U.S. Pipeline Issues Overshadow Crude Oil Inventory Report

U.S. figures showing a slight drain on commercial crude oil inventories kept upward pressure on oil prices Wednesday, though the market was more focused on the immediate impacts of the Colonial Pipeline outage, analysts said.

The U.S. Energy Information Administration reported commercial crude oil levels declined some 400,000 barrels during the week ending May 7. Gasoline inventories increased by 400,000 barrels during the period, while distillates, a refined product category that includes diesel, declined by 1.7 million barrels

A drain on commercial inventories of petroleum and refined products usually indicates an increase in demand.

Phil Flynn, a senior energy analyst at The PRICE Futures Group in Chicago, told Zenger News the crude oil inventory level would have shown a larger decline if not for the sale of oil from strategic reserves.

(Source: DOE/EIA)

“Overall, I’d say the report is supportive, but next week it might be a mess,” he said.

Next week’s data will reflect the recent outage on the 2.5 million barrel per day capacity Colonial Pipeline that meets about half of the East Coast’s demand for fuels such as gasoline. Retail service stations up and down the coast were reporting outages due in large part to panic buying at the consumer level.

Federal officials this week warned against price gouging at the pump.

U.S. Energy Secretary Jennifer Granholm likened the fuel outages to the disappearance of staple goods such as toilet paper during the height of the pandemic last year.

Abhi Rajendran, the director of research at Energy Intelligence, told Zenger from New York that this week’s federal energy report was largely overshadowed by issues with the Colonial Pipeline.
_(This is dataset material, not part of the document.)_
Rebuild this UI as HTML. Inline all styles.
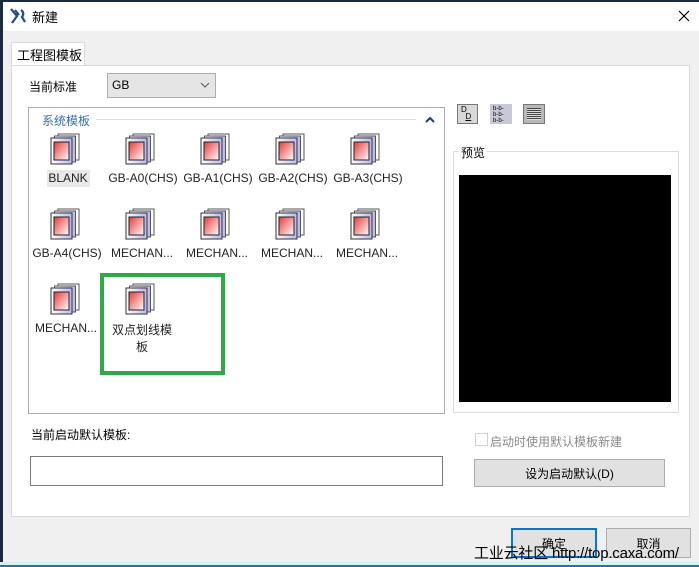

“That impact is coming,” he said.

In an aerial view, fuel holding tanks are seen at Colonial Pipeline’s Dorsey Junction Station on May 13, 2021 in Washington, DC. The Colonial Pipeline has returned to operations following a cyberattack that disrupted gas supply for the eastern U.S. for days. (Photo by Drew Angerer/Getty Images)

The pipeline was knocked offline last week by a ransomware attack, but the operating company said it initiated a restart late Wednesday afternoon.

One analyst said markets ignored mixed signals from the federal energy report and instead focused on positive guidance from the International Energy Agency for the second half of the year.

“The agency mentioned that the demand increase will outpace the supply increase over the next six months,” said Giovanni Staunovo, a commodities analyst for Swiss investment bank UBS.

Like economists at the Organization of the Petroleum Exporting Economists earlier this week, the International Energy Agency said it expected global oil demand to recover strongly in the second half of the year as global vaccination campaigns accelerate.

Commodity prices traded in positive territory during the Wednesday session.